Hardy–Hénon fractional equation with nonlinearities involving exponential critical growth

In this paper, our goal is to study the following class of Hardy–Hénon type problems

$$\begin{aligned} \left\{ \begin{array}{rclcl}\displaystyle (-\Delta )^{1/2} u& =& \lambda |x|^{\mu } u+|x|^{\alpha }f(u)& \text{ in }& (-1,1),\\ u& =& 0& \text{ on }& \mathbb {R}\setminus (-1,1), \end{array}\right. \end{aligned}$$

when \(\mu \ge \alpha {>-1}\), and the nonlinearity f has exponential critical growth in the sense of the Trudinger-Moser inequality. This way, with an appropriate change of variable, due to the behavior of the weight \(|x|^{\alpha }\), one can obtain a version of this inequality in the radial context that allows us to treat the problem with a nonlocal framework and a critical exponent depending on \(\alpha \). When \(\alpha >0\), we have a Hénon problem and this exponent becomes larger than usual. This fact is a counterpart for Ni [37] result for the local case and \(\mathbb {R}^N\) (\(N\ge 3)\). If \(-1<\alpha <0\), we have a Hardy equation. In this case, the exponent is smaller than usual, but we treat a problem with a singularity at 0. The main difficulty is to overcome the lack of compactness inherent to problems involving nonlinearities with critical growth.

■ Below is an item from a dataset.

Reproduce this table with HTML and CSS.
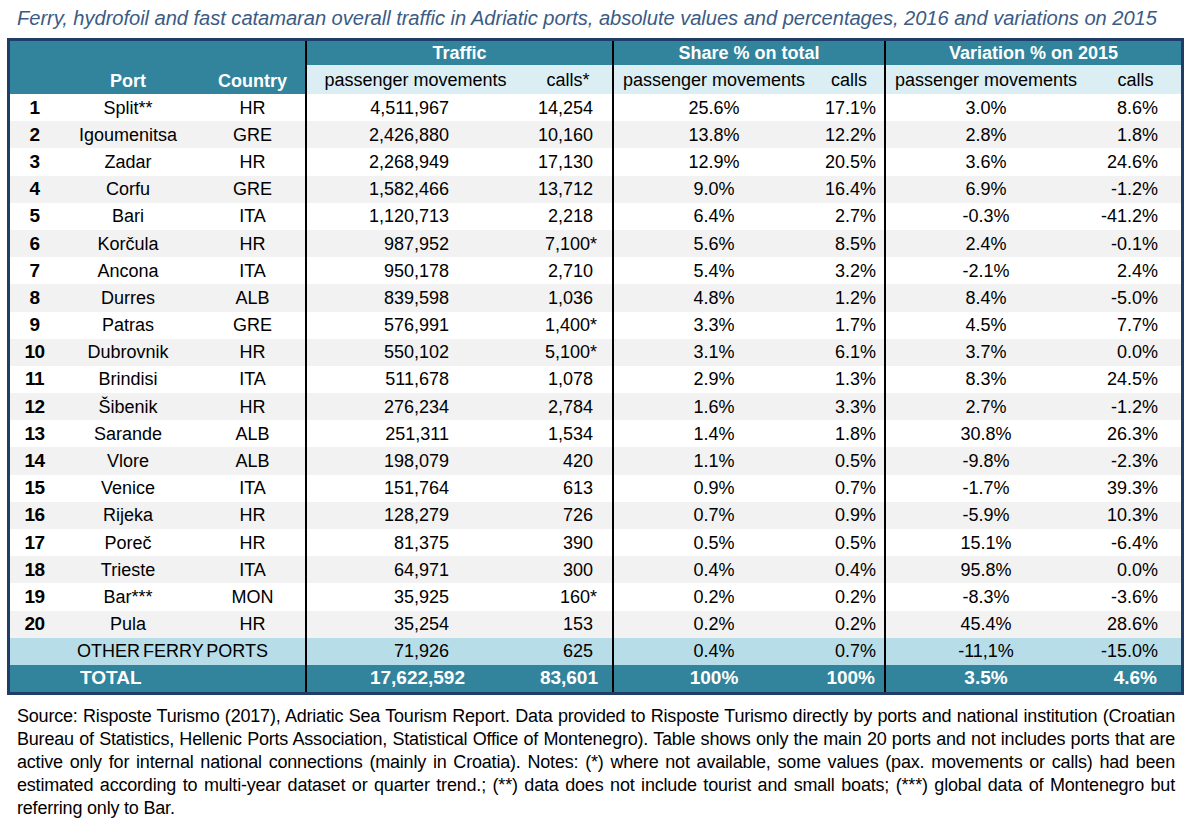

For this, we apply the variational methods to control the minimax level using Moser functions (see [48]). Then, we guarantee the existence of at least one radial solution under suitable hypotheses for the constants \(\lambda , \mu ,\alpha \), as well as, on f, combined with the interaction of the spectrum of the fractional Laplacian operator via the Mountain Pass Theorem or the Linking Theorem (see [41, 42]). Thus, we study a version of problems treated in [3] for nonlinearities with exponential critical growth and in [25] in a nonlocal context.